FunFox's Writers Club is built around exactly this kind of foundational development, giving primary school students the skills and confidence to approach any writing task with genuine ease.


Frequently Asked Questions

How to write 150 words about yourself?

Follow the same structure — name, a few key qualities, specific interests, and a closing goal — but with a little more room. Aim for 4–6 solid sentences and expand one detail with a brief example. Don't pad to hit the word count; quality matters far more than reaching a number.

What are 5 good words to describe yourself?

Strong self-describing words are ones you can back up — think curious, determined, creative, caring, or enthusiastic. Choose adjectives tied to something real you do or care about, not ones that could apply to anyone.

What is an example of a short note about myself?

Here's one: "I'm Aiden, a Year 4 student who loves building things — from LEGO sets to code.

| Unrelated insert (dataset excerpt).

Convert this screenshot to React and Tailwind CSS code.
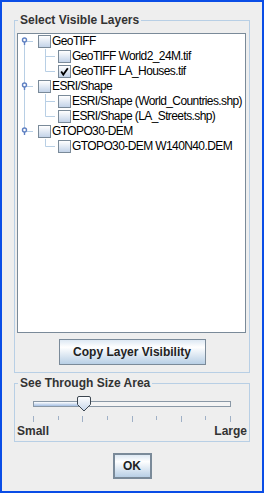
import React from 'react';

const layers = [
  { name: 'GeoTIFF', children: [{ name: 'GeoTIFF World2_24M.tif' }, { name: 'GeoTIFF LA_Houses.tif', checked: true }] },
  { name: 'ESRI/Shape', children: [{ name: 'ESRI/Shape (World_Countries.shp)' }, { name: 'ESRI/Shape (LA_Streets.shp)' }] },
  { name: 'GTOPO30-DEM', children: [{ name: 'GTOPO30-DEM W140N40.DEM' }] },
];

const LINE = '#b8cfe5';

const CheckBox = ({ checked }) => (
  <div className="w-[13px] h-[13px] shrink-0 border border-[#7a8a99] bg-linear-to-b from-white to-[#c3d3e8]">
    {checked && (
      <svg width="11" height="11" viewBox="0 0 11 11">
        <path d="M2.2 5.6 L4.3 8.6 L8.8 2.2" fill="none" stroke="#000" strokeWidth="1.8" />
      </svg>
    )}
  </div>
);

const RootGutter = ({ first, last }) => (
  <svg width="20" height="15" className="shrink-0">
    {!first && <line x1="6.5" y1="0" x2="6.5" y2="4" stroke={LINE} />}
    {!last && <line x1="6.5" y1="11" x2="6.5" y2="15" stroke={LINE} />}
    <line x1="9" y1="7.5" x2="15" y2="7.5" stroke={LINE} />
    <circle cx="6.5" cy="6" r="2" fill="none" stroke="#5f80c2" strokeWidth="1.4" />
    <line x1="6.5" y1="8" x2="6.5" y2="11" stroke="#5f80c2" strokeWidth="1.4" />
  </svg>
);

const ChildGutter = ({ parentLast, last }) => (
  <svg width="40" height="15" className="shrink-0">
    {!parentLast && <line x1="6.5" y1="0" x2="6.5" y2="15" stroke={LINE} />}
    <line x1="27.5" y1="0" x2="27.5" y2={last ? 7.5 : 15} stroke={LINE} />
    <line x1="27.5" y1="7.5" x2="37" y2="7.5" stroke={LINE} />
  </svg>
);

const Row = ({ gutter, checked, label }) => (
  <div className="flex items-center h-[15px]">
    {gutter}
    <CheckBox checked={checked} />
    <span className="ml-[1px] text-[12px] leading-[15px] tracking-[-0.6px] text-black whitespace-nowrap">{label}</span>
  </div>
);

const Slider = () => {
  const ticks = Array.from({ length: 9 }, (_, i) => 18 + i * 24.625);
  return (
    <svg width="234" height="26" className="block">
      <defs>
        <linearGradient id="fill" x1="0" y1="0" x2="0" y2="1">
          <stop offset="0" stopColor="#ffffff" />
          <stop offset="1" stopColor="#a5bfe3" />
        </linearGradient>
        <linearGradient id="thumb" x1="0" y1="0" x2="0" y2="1">
          <stop offset="0" stopColor="#ffffff" />
          <stop offset="1" stopColor="#c5d5ea" />
        </linearGradient>
      </defs>
      <rect x="18.5" y="5.5" width="197" height="5" fill="#f4f4f4" stroke="#8a98a6" />
      <rect x="19" y="6" width="44" height="4" fill="url(#fill)" />
      {ticks.map((x, i) => (
        <line key={i} x1={Math.round(x) + 0.5} y1="20" x2={Math.round(x) + 0.5} y2={i % 2 === 0 ? 26 : 24} stroke="#9fb0c6" />
      ))}
      <path d="M62.5 2 Q62.5 0.5 64 0.5 H74 Q75.5 0.5 75.5 2 V8.5 L69 15 L62.5 8.5 Z" fill="url(#thumb)" stroke="#3c4650" />
    </svg>
  );
};

const App = () => (
  <div className="w-[264px] h-[493px] border-2 border-[#0a4de6] bg-[#eeeeee] flex flex-col font-['Liberation_Sans',Arial,sans-serif] text-[#333333]">
    <fieldset className="mt-[11px] ml-[12px] w-[236px] min-w-0 border border-[#b8cfe5] px-[2px] pt-[6px] pb-[7px]">
      <legend className="ml-[1px] px-[2px] text-[12px] leading-[14px] font-bold">Select Visible Layers</legend>
      <div className="flex flex-col items-center">
        <div className="w-[229px] h-[300px] self-start border border-[#7a8a99] bg-white">
          {layers.map((l, i) => (
            <div key={l.name}>
              <Row gutter={<RootGutter first={i === 0} last={i === layers.length - 1} />} label={l.name} />
              {l.children.map((c, j) => (
                <Row
                  key={c.name}
                  gutter={<ChildGutter parentLast={i === layers.length - 1} last={j === l.children.length - 1} />}
                  checked={c.checked}
                  label={c.name}
                />
              ))}
            </div>
          ))}
        </div>
        <button className="mt-[6px] w-[147px] h-[26px] border border-[#7a8a99] bg-linear-to-b from-[#dde8f3] via-white via-30% to-[#b8cfe5] text-[12px] font-bold text-[#222]">
          Copy Layer Visibility
        </button>
      </div>
    </fieldset>

    <fieldset className="mt-[3px] ml-[12px] w-[236px] min-w-0 border border-[#b8cfe5] pt-[6px] pb-[3px]">
      <legend className="ml-[3px] px-[2px] text-[12px] leading-[14px] font-bold">See Through Size Area</legend>
      <Slider />
      <div className="mt-[2px] px-[2px] flex justify-between text-[12px] leading-[14px] font-bold">
        <span>Small</span>
        <span>Large</span>
      </div>
    </fieldset>

    <button className="mt-[11px] self-center w-[39px] h-[26px] border-2 border-[#7a8a99] bg-linear-to-b from-[#dde8f3] via-white via-30% to-[#b8cfe5] text-[12px] font-bold text-[#222]">
      OK
    </button>
  </div>
);

export default App;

My favourite thing I've ever made is a simple app that quizzes you on animal facts." Name, interest, and one specific detail, done in two sentences.

How do you start a paragraph about yourself?

Lead with something interesting — a favourite activity, a defining trait, or an unusual fact — before introducing your name. Starting with "My name is..." is the most common approach, and also the least memorable opening you can choose.

What should you avoid when writing about yourself?

Three main pitfalls: including too many details at once (which makes the paragraph feel like a checklist), using vague language that doesn't paint a picture, and forgetting to match the tone to your audience and context.

How do you make a self-description paragraph interesting?

Specific details are what make a paragraph memorable. Replace general statements with concrete examples — a particular book genre you love, a project you're currently working on, a place that matters to you. The more specific you get, the more the reader feels like they're actually meeting you.